Exercise objective =
Read the material below and tally how many lines hold the word "styles", giving the number and nothing else.

Data rows =
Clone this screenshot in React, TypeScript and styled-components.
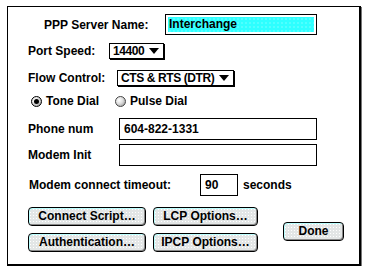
import React, { useState } from 'react';
import styled, { createGlobalStyle } from 'styled-components';

const GlobalStyle = createGlobalStyle`
  html, body {
    margin: 0;
    padding: 0;
    background: #fff;
  }
  body {
    font-family: "Liberation Sans", Arial, sans-serif;
    font-weight: bold;
    font-size: 12px;
    color: #000;
  }
`;

const Dialog = styled.div`
  box-sizing: border-box;
  margin: 6px 0 0 7px;
  width: 354px;
  height: 260px;
  border: 1px solid #000;
  border-right-width: 2px;
  border-bottom-width: 2px;
  box-shadow: 1px 1px 0 #777;
  background: #fff;
  padding: 0 0 0 20px;
  display: flex;
  flex-direction: column;
`;

const Row = styled.div<{ $mt: number; $h: number; $indent?: number }>`
  display: flex;
  align-items: center;
  margin-top: ${(p) => p.$mt}px;
  height: ${(p) => p.$h}px;
  padding-left: ${(p) => p.$indent || 0}px;
`;

const Label = styled.span<{ $w: number }>`
  width: ${(p) => p.$w}px;
  flex: none;
  white-space: nowrap;
`;

const HiliteField = styled.div`
  box-sizing: border-box;
  width: 152px;
  height: 21px;
  border: 1px solid #000;
  padding: 2px;
  background: #fff;
  display: flex;
`;

const HiliteText = styled.div`
  flex: 1;
  background-color: #2effff;
  background-image: radial-gradient(#7ff 0.6px, transparent 0.8px);
  background-size: 4px 4px;
  line-height: 15px;
  padding-left: 1px;
`;

const Field = styled.div<{ $w: number }>`
  box-sizing: border-box;
  width: ${(p) => p.$w}px;
  height: 100%;
  border: 1px solid #000;
  padding-left: 4px;
  display: flex;
  align-items: center;
`;

const Popup = styled.div`
  box-sizing: border-box;
  height: 16px;
  border: 1px solid #000;
  box-shadow: 1px 1px 0 #000;
  padding: 0 4px 0 3px;
  display: flex;
  align-items: center;
  gap: 5px;
  white-space: nowrap;
  letter-spacing: -0.4px;
`;

const Arrow = styled.span`
  width: 0;
  height: 0;
  border-left: 5px solid transparent;
  border-right: 5px solid transparent;
  border-top: 6px solid #000;
`;

const RadioOption = styled.label<{ $w: number }>`
  display: flex;
  align-items: center;
  gap: 4px;
  width: ${(p) => p.$w}px;
  cursor: default;
`;

const RadioDot = styled.span<{ $on: boolean }>`
  box-sizing: border-box;
  width: 11px;
  height: 11px;
  border-radius: 50%;
  border: 1px solid ${(p) => (p.$on ? '#000' : '#444')};
  background: radial-gradient(circle at 35% 35%, #fff 0%, #ddd 45%, #888 100%);
  display: flex;
  align-items: center;
  justify-content: center;
  &::after {
    content: '';
    width: 5px;
    height: 5px;
    border-radius: 50%;
    background: ${(p) => (p.$on ? '#000' : 'transparent')};
  }
`;

const Suffix = styled.span`
  margin-left: 5px;
`;

const ButtonArea = styled.div`
  display: flex;
  align-items: flex-start;
  margin-top: 11px;
`;

const ButtonGrid = styled.div`
  display: grid;
  grid-template-columns: 118px 105px;
  column-gap: 7px;
  row-gap: 7px;
`;

const Button = styled.button<{ $w?: number }>`
  box-sizing: border-box;
  height: 19px;
  width: ${(p) => (p.$w ? `${p.$w}px` : 'auto')};
  border: 1px solid #000;
  border-radius: 4px;
  background-color: #e3e6e6;
  background-image: radial-gradient(#fff 0.5px, transparent 0.7px);
  background-size: 3px 3px;
  box-shadow: inset 1px 1px 0 #bff, inset -1px -1px 0 #8a8a8a;
  font: inherit;
  color: #000;
  padding: 0;
  line-height: 17px;
`;

const DoneWrap = styled.div`
  margin: 15px 0 0 25px;
`;

export default function App() {
  const [tone, setTone] = useState(true);

  return (
    <>
      <GlobalStyle />
      <Dialog>
        <Row $mt={7} $h={21} $indent={16}>
          <Label $w={121}>PPP Server Name:</Label>
          <HiliteField>
            <HiliteText>Interchange</HiliteText>
          </HiliteField>
        </Row>
        <Row $mt={7} $h={17}>
          <Label $w={81}>Port Speed:</Label>
          <Popup>
            14400 <Arrow />
          </Popup>
        </Row>
        <Row $mt={10} $h={17}>
          <Label $w={89}>Flow Control:</Label>
          <Popup>
            CTS &amp; RTS (DTR) <Arrow />
          </Popup>
        </Row>
        <Row $mt={9} $h={12} $indent={3}>
          <RadioOption $w={84} onClick={() => setTone(true)}>
            <RadioDot $on={tone} />
            Tone Dial
          </RadioOption>
          <RadioOption $w={80} onClick={() => setTone(false)}>
            <RadioDot $on={!tone} />
            Pulse Dial
          </RadioOption>
        </Row>
        <Row $mt={11} $h={22}>
          <Label $w={91}>Phone num</Label>
          <Field $w={198}>604-822-1331</Field>
        </Row>
        <Row $mt={4} $h={22}>
          <Label $w={91}>Modem Init</Label>
          <Field $w={198} />
        </Row>
        <Row $mt={8} $h={22} $indent={1}>
          <Label $w={171}>Modem connect timeout:</Label>
          <Field $w={38}>90</Field>
          <Suffix>seconds</Suffix>
        </Row>
        <ButtonArea>
          <ButtonGrid>
            <Button>Connect Script…</Button>
            <Button>LCP Options…</Button>
            <Button>Authentication…</Button>
            <Button>IPCP Options…</Button>
          </ButtonGrid>
          <DoneWrap>
            <Button $w={61}>Done</Button>
          </DoneWrap>
        </ButtonArea>
      </Dialog>
    </>
  );
}
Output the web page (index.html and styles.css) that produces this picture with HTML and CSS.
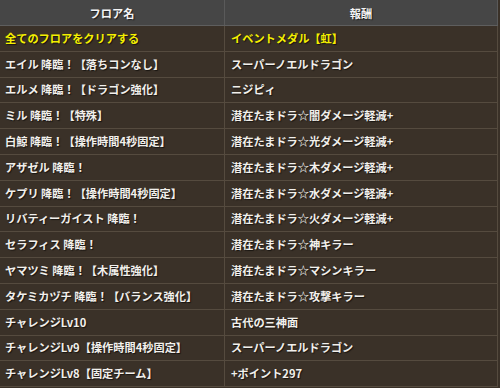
FILE: index.html
```html
<!DOCTYPE html>
<html lang="ja">
<head>
<meta charset="utf-8">
<link rel="stylesheet" href="styles.css">
</head>
<body>
<table class="rewards">
  <thead>
    <tr><th class="col-floor">フロア名</th><th class="col-reward">報酬</th></tr>
  </thead>
  <tbody>
    <tr class="all"><td>全てのフロアをクリアする</td><td>イベントメダル【虹】</td></tr>
    <tr><td>エイル 降臨！【落ちコンなし】</td><td>スーパーノエルドラゴン</td></tr>
    <tr><td>エルメ 降臨！【ドラゴン強化】</td><td>ニジピィ</td></tr>
    <tr><td>ミル 降臨！【特殊】</td><td>潜在たまドラ☆闇ダメージ軽減+</td></tr>
    <tr><td>白鯨 降臨！【操作時間4秒固定】</td><td>潜在たまドラ☆光ダメージ軽減+</td></tr>
    <tr><td>アザゼル 降臨！</td><td>潜在たまドラ☆木ダメージ軽減+</td></tr>
    <tr><td>ケプリ 降臨！【操作時間4秒固定】</td><td>潜在たまドラ☆水ダメージ軽減+</td></tr>
    <tr><td>リバティーガイスト 降臨！</td><td>潜在たまドラ☆火ダメージ軽減+</td></tr>
    <tr><td>セラフィス 降臨！</td><td>潜在たまドラ☆神キラー</td></tr>
    <tr><td>ヤマツミ 降臨！【木属性強化】</td><td>潜在たまドラ☆マシンキラー</td></tr>
    <tr><td>タケミカヅチ 降臨！【バランス強化】</td><td>潜在たまドラ☆攻撃キラー</td></tr>
    <tr><td>チャレンジLv10</td><td>古代の三神面</td></tr>
    <tr><td>チャレンジLv9【操作時間4秒固定】</td><td>スーパーノエルドラゴン</td></tr>
    <tr><td>チャレンジLv8【固定チーム】</td><td>+ポイント297</td></tr>
  </tbody>
</table>
</body>
</html>
```

FILE: styles.css
```css
html, body {
  margin: 0;
  padding: 0;
  background: #3a3128;
  overflow: hidden;
}
.rewards {
  width: 498px;
  border-collapse: collapse;
  table-layout: fixed;
  font-family: "Noto Sans CJK JP", "Liberation Sans", sans-serif;
  font-weight: bold;
  font-size: 11.2px;
  color: #f2f0ec;
  background: #3a3128;
  text-shadow: 1px 1px 1px rgba(0,0,0,0.6);
}
.col-floor { width: 224px; }
.rewards th {
  background: #464646;
  height: 25px;
  padding: 0;
  border-bottom: 1px solid #5e5e5e;
  border-right: 1px solid #5a5a5a;
  text-align: center;
  font-weight: bold;
  color: #f4f4f4;
}
.rewards td {
  height: 24.8px;
  padding: 0 0 0 5px;
  border-bottom: 1px solid #554b3f;
  border-right: 1px solid #554b3f;
  white-space: nowrap;
  line-height: 1;
  vertical-align: middle;
}
.rewards td + td { padding-left: 6px; }
.rewards tr.all td { color: #f5f000; }
```
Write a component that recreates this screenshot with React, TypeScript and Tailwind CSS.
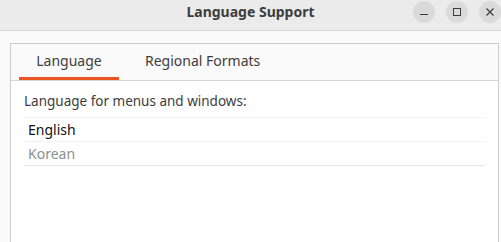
import React from "react";

export default function App() {
  const font = { fontFamily: '"Noto Sans", "Open Sans", sans-serif' };
  return (
    <div className="w-[501px] h-[242px] overflow-hidden bg-[#fafafa] flex flex-col" style={font}>
      <div className="h-[31px] shrink-0 bg-[#ebebeb] border-b border-[#d6d6d6] relative flex items-center justify-center">
        <span className="text-[14px] font-bold text-[#3d3d3d] leading-none -mt-[7px]">Language Support</span>
        <div className="absolute top-[1px] left-[413px] flex gap-[11px]">
          <div className="w-[22px] h-[22px] rounded-full bg-[#dadada] flex items-center justify-center">
            <svg width="10" height="10" viewBox="0 0 10 10"><rect x="1" y="7" width="8" height="1" fill="#3d3d3d" /></svg>
          </div>
          <div className="w-[22px] h-[22px] rounded-full bg-[#dadada] flex items-center justify-center">
            <svg width="10" height="10" viewBox="0 0 10 10"><rect x="1.5" y="1.5" width="7" height="7" fill="none" stroke="#3d3d3d" strokeWidth="1" /></svg>
          </div>
          <div className="w-[22px] h-[22px] rounded-full bg-[#dadada] flex items-center justify-center">
            <svg width="10" height="10" viewBox="0 0 10 10"><path d="M1.5 1.5 L8.5 8.5 M8.5 1.5 L1.5 8.5" stroke="#3d3d3d" strokeWidth="1.2" /></svg>
          </div>
        </div>
      </div>
      <div className="flex-1 pt-[12px] pl-[10px] pr-[2px]">
        <div className="h-full border border-[#cdcdcd] border-b-0 flex flex-col">
          <div className="h-[37px] shrink-0 border-b border-[#d6d6d6] flex px-[8px] gap-[8px]">
            <div className="w-[100px] flex flex-col">
              <div className="flex-1 flex items-center justify-center text-[14px] text-[#3d3d3d]">Language</div>
              <div className="h-[3px] bg-[#e95420]" />
            </div>
            <div className="px-[18px] flex items-center text-[14px] text-[#3d3d3d] pb-[3px]">Regional Formats</div>
          </div>
          <div className="flex-1 bg-white pl-[13px] pr-[13px]">
            <div className="h-[36px] flex items-center text-[13.5px] text-[#3d3d3d] pt-[5px]">Language for menus and windows:</div>
            <div className="border-t border-[#f3f3f3] h-[24px] flex items-center pl-[4px] text-[14px] text-[#111111]">English</div>
            <div className="border-t border-[#f3f3f3] h-[24px] flex items-center pl-[4px] text-[14px] text-[#8c9092]">Korean</div>
            <div className="border-t border-[#e6e6e6]" />
          </div>
        </div>
      </div>
    </div>
  );
}
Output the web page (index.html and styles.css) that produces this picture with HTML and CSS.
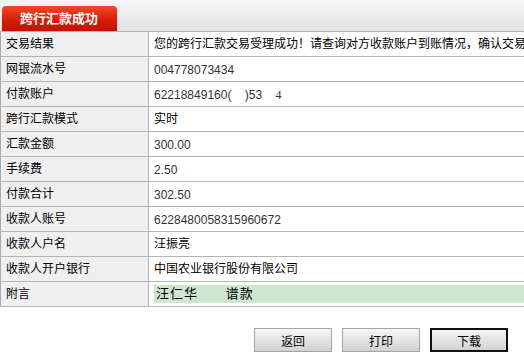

Written solution =
4